Exercise task: Find the lines containing the word "this" and copy every one of them.

The input:
++++

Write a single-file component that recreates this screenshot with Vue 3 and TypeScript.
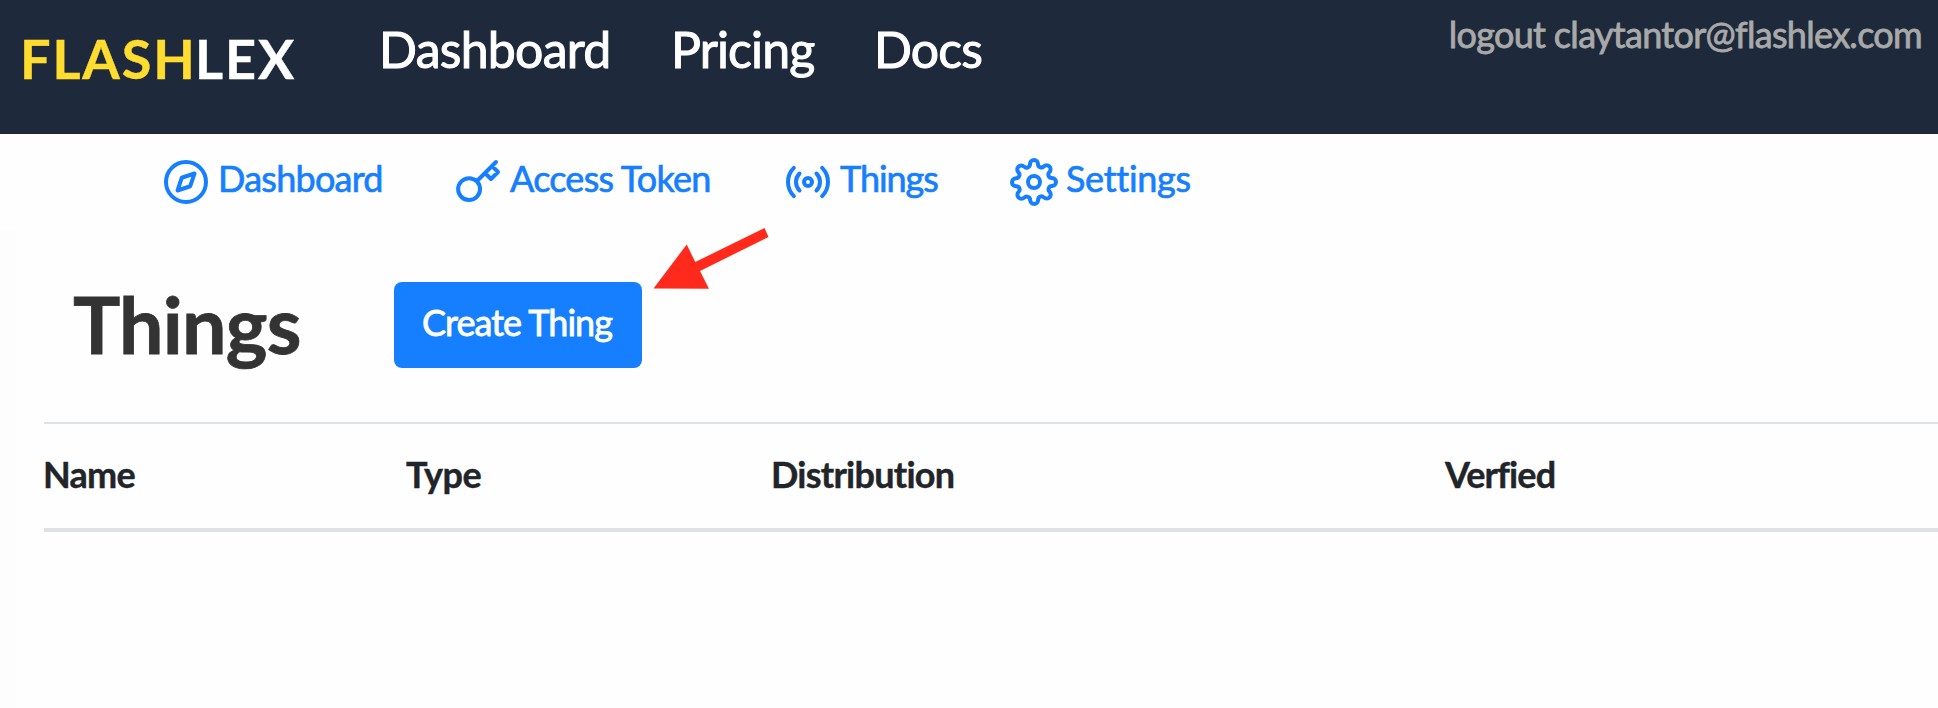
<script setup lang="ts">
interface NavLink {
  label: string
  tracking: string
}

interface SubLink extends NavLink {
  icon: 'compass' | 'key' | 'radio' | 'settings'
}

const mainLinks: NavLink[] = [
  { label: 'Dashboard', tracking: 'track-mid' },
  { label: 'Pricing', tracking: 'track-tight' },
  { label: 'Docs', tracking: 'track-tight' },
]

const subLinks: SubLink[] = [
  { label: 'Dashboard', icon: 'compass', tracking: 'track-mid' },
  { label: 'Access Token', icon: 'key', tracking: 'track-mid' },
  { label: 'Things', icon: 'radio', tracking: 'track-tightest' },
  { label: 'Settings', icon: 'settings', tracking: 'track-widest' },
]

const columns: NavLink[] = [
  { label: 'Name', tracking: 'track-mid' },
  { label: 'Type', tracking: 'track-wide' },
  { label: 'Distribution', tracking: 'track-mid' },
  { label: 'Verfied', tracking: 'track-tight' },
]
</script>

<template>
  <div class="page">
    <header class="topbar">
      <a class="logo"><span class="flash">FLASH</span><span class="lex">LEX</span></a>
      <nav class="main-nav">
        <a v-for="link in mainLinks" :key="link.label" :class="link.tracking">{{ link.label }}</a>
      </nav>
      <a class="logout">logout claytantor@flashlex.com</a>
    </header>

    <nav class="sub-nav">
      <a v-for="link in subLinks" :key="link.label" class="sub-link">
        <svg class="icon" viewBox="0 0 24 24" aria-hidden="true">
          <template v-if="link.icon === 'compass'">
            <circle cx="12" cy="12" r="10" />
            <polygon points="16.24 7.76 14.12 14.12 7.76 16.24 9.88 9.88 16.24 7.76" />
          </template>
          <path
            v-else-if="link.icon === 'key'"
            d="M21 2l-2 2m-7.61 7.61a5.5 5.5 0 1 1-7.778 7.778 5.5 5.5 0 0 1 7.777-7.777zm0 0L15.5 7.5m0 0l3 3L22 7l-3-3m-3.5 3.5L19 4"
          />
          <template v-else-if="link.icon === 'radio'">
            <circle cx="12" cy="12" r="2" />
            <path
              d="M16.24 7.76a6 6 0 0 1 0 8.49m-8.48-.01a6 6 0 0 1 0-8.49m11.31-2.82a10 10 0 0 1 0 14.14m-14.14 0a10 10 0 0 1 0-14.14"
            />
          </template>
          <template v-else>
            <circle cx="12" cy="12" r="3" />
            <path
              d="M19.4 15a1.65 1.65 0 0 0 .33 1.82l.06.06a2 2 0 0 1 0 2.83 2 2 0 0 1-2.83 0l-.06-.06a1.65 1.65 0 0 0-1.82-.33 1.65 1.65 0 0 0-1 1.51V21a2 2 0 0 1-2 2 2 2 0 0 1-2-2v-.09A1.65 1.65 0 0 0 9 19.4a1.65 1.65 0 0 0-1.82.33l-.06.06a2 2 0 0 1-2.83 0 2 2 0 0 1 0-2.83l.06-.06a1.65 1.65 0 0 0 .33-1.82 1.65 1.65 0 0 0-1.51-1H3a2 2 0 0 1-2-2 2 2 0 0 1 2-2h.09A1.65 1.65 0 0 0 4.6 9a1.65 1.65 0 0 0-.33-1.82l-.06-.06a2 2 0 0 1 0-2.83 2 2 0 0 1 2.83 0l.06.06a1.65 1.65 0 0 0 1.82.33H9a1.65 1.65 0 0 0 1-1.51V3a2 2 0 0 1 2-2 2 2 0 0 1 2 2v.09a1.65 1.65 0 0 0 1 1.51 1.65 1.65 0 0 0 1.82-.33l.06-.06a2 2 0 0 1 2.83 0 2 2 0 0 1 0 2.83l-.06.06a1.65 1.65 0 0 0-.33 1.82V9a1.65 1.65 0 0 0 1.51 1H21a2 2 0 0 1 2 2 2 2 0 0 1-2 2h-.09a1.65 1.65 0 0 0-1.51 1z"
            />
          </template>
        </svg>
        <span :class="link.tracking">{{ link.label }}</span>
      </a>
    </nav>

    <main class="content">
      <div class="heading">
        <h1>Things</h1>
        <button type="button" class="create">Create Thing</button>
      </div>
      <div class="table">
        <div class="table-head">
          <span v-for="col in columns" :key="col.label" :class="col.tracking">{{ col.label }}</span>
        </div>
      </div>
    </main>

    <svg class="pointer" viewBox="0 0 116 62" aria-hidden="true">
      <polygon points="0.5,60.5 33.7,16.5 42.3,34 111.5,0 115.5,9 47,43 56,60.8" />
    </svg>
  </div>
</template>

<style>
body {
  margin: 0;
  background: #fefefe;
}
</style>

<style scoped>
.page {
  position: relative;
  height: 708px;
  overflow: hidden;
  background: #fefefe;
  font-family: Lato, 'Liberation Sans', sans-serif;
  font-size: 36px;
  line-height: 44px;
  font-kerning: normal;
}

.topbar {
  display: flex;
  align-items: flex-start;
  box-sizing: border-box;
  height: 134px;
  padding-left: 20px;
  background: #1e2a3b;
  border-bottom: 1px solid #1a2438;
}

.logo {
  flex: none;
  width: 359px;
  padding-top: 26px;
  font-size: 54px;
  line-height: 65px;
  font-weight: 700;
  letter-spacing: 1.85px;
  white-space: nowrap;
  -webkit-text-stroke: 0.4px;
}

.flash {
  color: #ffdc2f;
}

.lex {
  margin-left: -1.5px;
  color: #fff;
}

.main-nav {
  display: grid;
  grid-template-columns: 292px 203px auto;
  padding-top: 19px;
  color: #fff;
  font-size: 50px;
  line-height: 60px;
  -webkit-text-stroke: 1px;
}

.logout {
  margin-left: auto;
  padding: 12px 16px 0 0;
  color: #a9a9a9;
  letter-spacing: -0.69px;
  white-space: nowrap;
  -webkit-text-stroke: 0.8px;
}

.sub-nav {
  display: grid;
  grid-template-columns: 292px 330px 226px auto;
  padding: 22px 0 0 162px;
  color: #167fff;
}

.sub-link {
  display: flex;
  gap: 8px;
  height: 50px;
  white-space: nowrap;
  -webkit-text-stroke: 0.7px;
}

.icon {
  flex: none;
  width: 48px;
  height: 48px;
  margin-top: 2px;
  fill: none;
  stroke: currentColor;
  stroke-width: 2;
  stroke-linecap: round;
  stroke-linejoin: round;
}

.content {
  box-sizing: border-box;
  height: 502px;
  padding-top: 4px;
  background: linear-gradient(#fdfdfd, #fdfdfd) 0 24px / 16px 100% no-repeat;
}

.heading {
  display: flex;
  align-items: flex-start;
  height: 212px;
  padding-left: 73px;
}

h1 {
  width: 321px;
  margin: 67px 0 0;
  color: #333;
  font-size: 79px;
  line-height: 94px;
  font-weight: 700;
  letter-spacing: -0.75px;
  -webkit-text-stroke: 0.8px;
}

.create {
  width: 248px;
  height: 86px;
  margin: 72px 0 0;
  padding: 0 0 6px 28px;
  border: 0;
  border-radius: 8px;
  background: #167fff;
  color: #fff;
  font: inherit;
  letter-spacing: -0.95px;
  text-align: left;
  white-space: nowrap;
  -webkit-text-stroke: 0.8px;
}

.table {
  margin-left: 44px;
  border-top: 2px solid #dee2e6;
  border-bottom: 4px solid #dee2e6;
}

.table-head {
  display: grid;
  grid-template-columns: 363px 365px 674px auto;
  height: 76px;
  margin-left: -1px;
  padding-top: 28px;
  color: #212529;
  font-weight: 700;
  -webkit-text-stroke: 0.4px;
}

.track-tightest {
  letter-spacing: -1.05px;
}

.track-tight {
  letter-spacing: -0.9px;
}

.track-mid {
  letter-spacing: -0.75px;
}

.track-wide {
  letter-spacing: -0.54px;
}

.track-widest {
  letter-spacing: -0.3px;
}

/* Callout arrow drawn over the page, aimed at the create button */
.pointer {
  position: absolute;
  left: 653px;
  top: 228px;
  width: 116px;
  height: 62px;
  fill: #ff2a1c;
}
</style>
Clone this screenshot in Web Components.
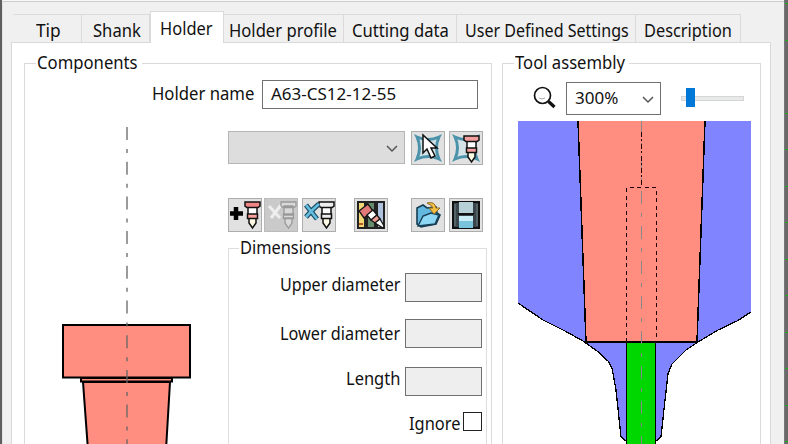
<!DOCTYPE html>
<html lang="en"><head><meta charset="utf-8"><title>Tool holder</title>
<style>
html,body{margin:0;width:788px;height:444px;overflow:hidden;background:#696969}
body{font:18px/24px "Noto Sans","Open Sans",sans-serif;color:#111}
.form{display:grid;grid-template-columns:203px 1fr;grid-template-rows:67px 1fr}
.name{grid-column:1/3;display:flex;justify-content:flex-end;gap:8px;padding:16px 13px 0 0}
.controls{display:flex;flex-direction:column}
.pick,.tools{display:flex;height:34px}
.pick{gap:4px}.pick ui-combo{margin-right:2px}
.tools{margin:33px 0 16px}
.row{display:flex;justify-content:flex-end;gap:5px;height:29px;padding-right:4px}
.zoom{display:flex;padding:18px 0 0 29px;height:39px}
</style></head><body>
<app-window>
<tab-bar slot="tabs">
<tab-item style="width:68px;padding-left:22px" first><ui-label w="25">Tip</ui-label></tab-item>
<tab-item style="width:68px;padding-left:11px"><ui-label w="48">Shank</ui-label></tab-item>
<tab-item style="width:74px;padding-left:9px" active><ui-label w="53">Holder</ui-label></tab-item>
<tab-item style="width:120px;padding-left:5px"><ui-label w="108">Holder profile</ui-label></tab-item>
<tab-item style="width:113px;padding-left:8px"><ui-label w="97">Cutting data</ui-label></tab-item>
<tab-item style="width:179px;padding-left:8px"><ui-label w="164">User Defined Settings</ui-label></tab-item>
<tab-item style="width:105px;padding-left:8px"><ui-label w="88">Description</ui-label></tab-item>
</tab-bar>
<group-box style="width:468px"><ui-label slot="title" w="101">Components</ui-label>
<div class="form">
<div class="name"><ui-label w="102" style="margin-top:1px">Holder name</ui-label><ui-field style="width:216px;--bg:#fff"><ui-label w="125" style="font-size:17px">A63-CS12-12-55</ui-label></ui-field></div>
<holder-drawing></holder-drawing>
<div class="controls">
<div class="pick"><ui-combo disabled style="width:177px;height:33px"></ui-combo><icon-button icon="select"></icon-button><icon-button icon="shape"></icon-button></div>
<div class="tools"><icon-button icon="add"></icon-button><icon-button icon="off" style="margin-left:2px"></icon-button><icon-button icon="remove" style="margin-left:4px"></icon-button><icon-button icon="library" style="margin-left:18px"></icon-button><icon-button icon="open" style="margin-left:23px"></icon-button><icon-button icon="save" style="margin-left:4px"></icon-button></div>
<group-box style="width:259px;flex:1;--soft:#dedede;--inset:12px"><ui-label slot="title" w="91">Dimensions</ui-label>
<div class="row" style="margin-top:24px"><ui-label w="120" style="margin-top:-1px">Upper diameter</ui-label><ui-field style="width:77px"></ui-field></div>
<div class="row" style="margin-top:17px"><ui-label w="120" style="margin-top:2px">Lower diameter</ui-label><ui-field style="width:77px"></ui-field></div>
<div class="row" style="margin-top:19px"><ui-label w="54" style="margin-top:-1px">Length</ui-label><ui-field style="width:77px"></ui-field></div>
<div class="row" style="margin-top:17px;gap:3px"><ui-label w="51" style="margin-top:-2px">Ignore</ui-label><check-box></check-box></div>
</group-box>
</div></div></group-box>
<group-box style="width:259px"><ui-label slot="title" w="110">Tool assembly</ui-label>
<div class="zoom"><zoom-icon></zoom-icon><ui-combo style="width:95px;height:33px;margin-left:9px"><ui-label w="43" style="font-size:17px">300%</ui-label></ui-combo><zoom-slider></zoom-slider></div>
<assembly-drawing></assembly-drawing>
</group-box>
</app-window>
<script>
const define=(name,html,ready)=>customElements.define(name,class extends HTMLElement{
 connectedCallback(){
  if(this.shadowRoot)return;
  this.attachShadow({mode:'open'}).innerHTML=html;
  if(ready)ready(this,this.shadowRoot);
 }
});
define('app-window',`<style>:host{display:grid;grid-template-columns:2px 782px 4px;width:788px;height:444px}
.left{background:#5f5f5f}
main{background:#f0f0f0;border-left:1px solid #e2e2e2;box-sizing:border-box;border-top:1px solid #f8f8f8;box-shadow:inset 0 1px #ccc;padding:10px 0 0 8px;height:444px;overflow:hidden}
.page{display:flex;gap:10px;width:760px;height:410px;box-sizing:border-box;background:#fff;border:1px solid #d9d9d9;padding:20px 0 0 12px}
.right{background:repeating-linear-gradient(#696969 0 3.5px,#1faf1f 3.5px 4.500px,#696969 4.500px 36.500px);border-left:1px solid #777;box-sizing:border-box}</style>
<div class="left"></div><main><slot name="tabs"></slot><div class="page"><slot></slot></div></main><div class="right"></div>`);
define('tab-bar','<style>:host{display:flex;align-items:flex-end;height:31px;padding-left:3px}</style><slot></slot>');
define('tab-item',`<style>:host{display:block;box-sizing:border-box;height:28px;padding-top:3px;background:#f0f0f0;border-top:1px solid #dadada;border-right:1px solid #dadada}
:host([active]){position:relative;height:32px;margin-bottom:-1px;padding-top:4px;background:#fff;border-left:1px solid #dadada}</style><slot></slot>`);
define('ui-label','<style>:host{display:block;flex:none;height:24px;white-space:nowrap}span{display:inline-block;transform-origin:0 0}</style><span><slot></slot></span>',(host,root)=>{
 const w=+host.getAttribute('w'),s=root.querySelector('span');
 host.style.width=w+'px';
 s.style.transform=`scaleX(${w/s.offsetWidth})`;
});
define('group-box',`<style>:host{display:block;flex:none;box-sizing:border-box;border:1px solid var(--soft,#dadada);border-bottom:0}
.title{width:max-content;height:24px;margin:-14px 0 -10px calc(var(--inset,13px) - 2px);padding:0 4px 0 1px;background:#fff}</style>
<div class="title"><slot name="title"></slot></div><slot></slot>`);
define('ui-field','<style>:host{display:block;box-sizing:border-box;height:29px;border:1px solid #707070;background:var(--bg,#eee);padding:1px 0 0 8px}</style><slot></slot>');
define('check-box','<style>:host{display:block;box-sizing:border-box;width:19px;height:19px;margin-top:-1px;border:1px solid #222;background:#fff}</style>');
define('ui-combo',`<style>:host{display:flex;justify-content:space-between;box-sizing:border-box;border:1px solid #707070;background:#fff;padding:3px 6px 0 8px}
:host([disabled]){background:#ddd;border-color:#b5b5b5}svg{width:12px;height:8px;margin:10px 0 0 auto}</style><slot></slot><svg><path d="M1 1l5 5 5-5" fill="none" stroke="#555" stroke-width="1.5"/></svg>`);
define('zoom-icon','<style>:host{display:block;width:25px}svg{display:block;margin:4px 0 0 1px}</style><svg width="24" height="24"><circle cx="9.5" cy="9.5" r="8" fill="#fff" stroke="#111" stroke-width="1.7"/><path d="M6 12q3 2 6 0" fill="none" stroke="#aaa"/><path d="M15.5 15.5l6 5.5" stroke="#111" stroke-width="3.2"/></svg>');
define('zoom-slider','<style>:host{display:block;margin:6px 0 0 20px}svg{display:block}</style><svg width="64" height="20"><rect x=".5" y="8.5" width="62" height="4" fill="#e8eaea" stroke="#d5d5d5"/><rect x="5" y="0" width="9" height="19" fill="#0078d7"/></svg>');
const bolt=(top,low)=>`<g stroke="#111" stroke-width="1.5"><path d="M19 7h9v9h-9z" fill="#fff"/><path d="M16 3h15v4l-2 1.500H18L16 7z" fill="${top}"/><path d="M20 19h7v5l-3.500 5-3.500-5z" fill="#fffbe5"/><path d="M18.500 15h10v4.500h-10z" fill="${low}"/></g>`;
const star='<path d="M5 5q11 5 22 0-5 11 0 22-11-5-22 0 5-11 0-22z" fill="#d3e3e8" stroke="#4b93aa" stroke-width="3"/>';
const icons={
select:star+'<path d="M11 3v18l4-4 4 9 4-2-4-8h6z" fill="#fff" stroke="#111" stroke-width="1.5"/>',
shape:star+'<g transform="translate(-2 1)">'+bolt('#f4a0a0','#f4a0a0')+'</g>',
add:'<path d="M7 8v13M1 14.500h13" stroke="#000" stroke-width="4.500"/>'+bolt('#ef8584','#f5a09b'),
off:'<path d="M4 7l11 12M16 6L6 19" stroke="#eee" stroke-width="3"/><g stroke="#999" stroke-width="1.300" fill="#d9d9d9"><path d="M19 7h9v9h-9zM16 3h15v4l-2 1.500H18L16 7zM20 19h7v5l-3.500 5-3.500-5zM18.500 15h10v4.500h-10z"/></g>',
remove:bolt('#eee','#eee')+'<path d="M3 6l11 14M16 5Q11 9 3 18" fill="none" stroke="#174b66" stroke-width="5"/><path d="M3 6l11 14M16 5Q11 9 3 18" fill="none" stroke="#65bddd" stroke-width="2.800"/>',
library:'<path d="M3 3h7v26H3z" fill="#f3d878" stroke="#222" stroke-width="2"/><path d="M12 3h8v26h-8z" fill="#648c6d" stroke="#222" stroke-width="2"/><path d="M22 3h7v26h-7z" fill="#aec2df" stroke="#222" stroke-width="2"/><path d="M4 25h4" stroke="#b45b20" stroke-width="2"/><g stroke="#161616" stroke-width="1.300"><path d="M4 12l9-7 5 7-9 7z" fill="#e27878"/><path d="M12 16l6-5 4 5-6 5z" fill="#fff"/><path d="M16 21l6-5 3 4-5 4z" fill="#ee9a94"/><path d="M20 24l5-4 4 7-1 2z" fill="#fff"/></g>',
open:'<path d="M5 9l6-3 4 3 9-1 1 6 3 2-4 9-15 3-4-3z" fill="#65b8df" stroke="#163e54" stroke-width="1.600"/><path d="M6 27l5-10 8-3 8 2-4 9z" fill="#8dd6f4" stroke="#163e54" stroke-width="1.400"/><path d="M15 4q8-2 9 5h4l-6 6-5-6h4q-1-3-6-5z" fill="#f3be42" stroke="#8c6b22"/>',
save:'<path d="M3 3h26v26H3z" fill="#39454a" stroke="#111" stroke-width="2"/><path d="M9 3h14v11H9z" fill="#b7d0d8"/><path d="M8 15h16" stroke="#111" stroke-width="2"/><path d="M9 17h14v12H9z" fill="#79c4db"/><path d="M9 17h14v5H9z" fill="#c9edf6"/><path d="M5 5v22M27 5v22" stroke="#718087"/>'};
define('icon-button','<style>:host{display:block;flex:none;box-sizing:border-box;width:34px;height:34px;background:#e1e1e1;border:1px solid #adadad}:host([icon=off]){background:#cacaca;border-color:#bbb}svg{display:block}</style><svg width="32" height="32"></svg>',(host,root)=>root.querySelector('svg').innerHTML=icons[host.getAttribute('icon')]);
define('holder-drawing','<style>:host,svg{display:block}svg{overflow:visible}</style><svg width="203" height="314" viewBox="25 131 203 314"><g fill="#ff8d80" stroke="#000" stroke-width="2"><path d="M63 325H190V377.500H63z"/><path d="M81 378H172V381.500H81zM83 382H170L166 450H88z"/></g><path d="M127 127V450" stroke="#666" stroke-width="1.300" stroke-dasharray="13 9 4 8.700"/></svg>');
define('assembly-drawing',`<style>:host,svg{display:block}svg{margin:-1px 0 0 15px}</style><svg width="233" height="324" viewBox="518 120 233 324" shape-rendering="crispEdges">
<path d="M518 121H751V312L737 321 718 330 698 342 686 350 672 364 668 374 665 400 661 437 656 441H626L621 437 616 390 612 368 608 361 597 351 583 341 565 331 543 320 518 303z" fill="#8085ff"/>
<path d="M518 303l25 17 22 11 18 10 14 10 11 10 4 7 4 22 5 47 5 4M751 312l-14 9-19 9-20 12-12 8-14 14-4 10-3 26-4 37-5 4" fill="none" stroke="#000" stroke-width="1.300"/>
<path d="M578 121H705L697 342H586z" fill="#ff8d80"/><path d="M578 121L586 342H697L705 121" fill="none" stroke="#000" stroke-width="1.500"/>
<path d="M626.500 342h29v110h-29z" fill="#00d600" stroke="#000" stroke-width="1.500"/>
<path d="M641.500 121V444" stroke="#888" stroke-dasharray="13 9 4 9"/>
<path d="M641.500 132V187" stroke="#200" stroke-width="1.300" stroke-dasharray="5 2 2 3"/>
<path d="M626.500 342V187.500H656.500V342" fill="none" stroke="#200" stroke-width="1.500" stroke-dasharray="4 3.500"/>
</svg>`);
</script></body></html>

++++

Correct output:
Write a single-file component that recreates this screenshot with Vue 3 and TypeScript.
Clone this screenshot in Web Components.
  if(this.shadowRoot)return;
  this.attachShadow({mode:'open'}).innerHTML=html;
  if(ready)ready(this,this.shadowRoot);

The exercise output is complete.